RE: MRv2 DataNode problem: isBPServiceAlive invoked order of 200K times per second

Posted by Uma Maheswara Rao G <ma...@huawei.com>.
Looks you are getting HDFS-2553.

The cause might be that, you cleared the datadirectories directly without DN restart. Workaround would be to restart DNs.



Regards,

Uma



________________________________

From: Stephen Boesch [javadba@gmail.com]
Sent: Tuesday, November 29, 2011 8:53 PM
To: mapreduce-user@hadoop.apache.org
Subject: Re: MRv2 DataNode problem: isBPServiceAlive invoked order of 200K times per second

Update on this:  I've shut down all the servers multiple times.  Also cleared the data directories and reformatted the namenode. Restarted it and the same results: 100% cpu and millions of these calls to isBPServiceAlive.


2011/11/29 Stephen Boesch <ja...@gmail.com>>
I am just trying to get off the ground with MRv2.  The first node (in pseudo distributed mode)  is working fine - ran a couple of TeraSort's on it.

The second node has a serious issue with its single DataNode: it consumes 100% of one of the CPU's.  Looking at it through JVisualVM, there are over 8 million invocations of isBPServiceAlive in a matter of a minute or so and  continually incrementing at a steady clip.   A screenshot of the JvisualVM cpu profile - showing just shy of 8M invocations is attached.

What kind of configuration error could lead to this?  The conf/masters and conf/slaves simply say localhost.   If need be I'll copy the *-site.xml's.  They are boilerplate from the Cloudera page by Ahmed Radwan.






Re: MRv2 DataNode problem: isBPServiceAlive invoked order of 200K times per second

Posted by Stephen Boesch <ja...@gmail.com>.
Update on this:  I've shut down all the servers multiple times.  Also
cleared the data directories and reformatted the namenode.

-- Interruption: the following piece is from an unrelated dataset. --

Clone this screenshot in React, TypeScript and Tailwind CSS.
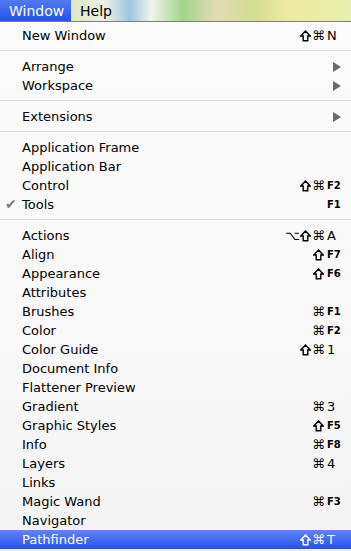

Restarted it and
the same results: 100% cpu and millions of these calls to isBPServiceAlive.


2011/11/29 Stephen Boesch <ja...@gmail.com>

> I am just trying to get off the ground with MRv2.  The first node (in
> pseudo distributed mode)  is working fine - ran a couple of TeraSort's on
> it.
>
> The second node has a serious issue with its single DataNode: it consumes
> 100% of one of the CPU's.  Looking at it through JVisualVM, there are over
> 8 million invocations of isBPServiceAlive in a matter of a minute or so and
>  continually incrementing at a steady clip.   A screenshot of the JvisualVM
> cpu profile - showing just shy of 8M invocations is attached.
>
> What kind of configuration error could lead to this?  The conf/masters and
> conf/slaves simply say localhost.   If need be I'll copy the *-site.xml's.
>  They are boilerplate from the Cloudera page by Ahmed Radwan.
>
>
>
>
>